I can officially attest; "Hamilton" truly does live up to the hype.
Upon its release in 2015, the Broadway musical’s fame soared, garnering 11 Tony awards alone.
I missed the initial "Hamilton" fanfare, but during the fall of 2017 I moved with three musical theater buffs, thus sparking my love for the period piece. Its quick wit, double meanings and insights are impressively written.
And now, three years after the announcement that "Hamilton" would tour in Oklahoma City and Tulsa, I refused to throw away my shot at finally seeing the show come to life on stage.
I’ll refrain from delving into every stunningly crafted aspect of "Hamilton," but here are my biggest takeaways from watching "Hamilton" live at the Tulsa Performing Arts Center.
First, seeing our founding fathers portrayed by minorities struck me to my core.
"Hamilton" is about the life of Alexander Hamilton and thus features prominent historical figures such as George Washington, Thomas Jefferson and John Adams; all of whom are white. However, Lin Manuel Miranda, the author and original lead actor on Broadway, refused to whitewash the show, despite concerns of historical accuracy.
There is something absolutely poetic about not limiting the actors to the same ethnicities of the original historical figures. Seeing Thomas Jefferson, a historically staunch slave owner, portrayed by a black man felt like a milestone.

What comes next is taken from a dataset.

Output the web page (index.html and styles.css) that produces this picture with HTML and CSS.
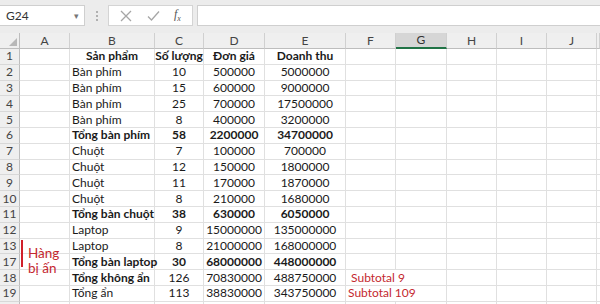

America is a country envisioned by immigrants and built on the backs of slaves. Seeing our founding fathers portrayed by minorities in such a grand and successful fashion impacted me more than I expected. In that moment, it felt like America truly belonged to all of its people, not solely the historically elite.
The next big thing that hit me was the embodiment of the line, “History has its eyes on you." If you’ve listened to "Hamilton" songs, you know that phrase is a repeated theme throughout the entire musical. I’d heard them sing it in the soundtrack countless times, and the motive behind it made sense to me; the decisions these characters were making held weight people would feel for generations to come.
What I didn’t expect was the physical manifestation of that line on stage. During key moments, such as when George Washington and Alexander Hamilton made a private and consequential decision, the extras would stare from the shadows, lining the balconies and watching intently. They never said anything; they weren’t part of the scene. They simply watched motionlessly as major moments unfurled. It gave significant power and weight to “history has its eyes on you." To me, those extras represented history, and even the audience in that moment, watching centuries later.
Next, I loved the extent to which the actors implemented rap and hip-hop culture in the performance. "Hamilton" is not a classical Broadway show because nearly all of the songs are raps. According to the Tulsa Performing Arts Center, if Hamilton’s tempo matched that of most musicals, its running time would be nearly six hours. Rapping allows for extremely quick wit and in-depth coverage of the plot line. I knew this going in, but seeing the characters clap-back at each other, engage in rap battles and use currently popular dance moves gave the historical piece a modern vibe.
Finally, the choreography, lighting, turntable and blocking were superb. The set itself is stationary and doesn’t change much throughout the show, but in the center of the stage is a sunken, rotating platform known as a turntable. During songs such as “Satisfied," the spinning turntable in conjunction with the beautiful lighting and choreography truly took my breath away.
I’ll be honest, I started crying halfway through the first act and had worked myself into an ugly cry by the end. The way they tackle the duel scene between Hamilton and Burr … I can’t bring myself to spoil it for you. You’ll just need to experience it yourself.
"Hamilton" is an absolute work of art visually, emotionally and intellectually; and if you haven’t jumped on the bandwagon, you’re missing out.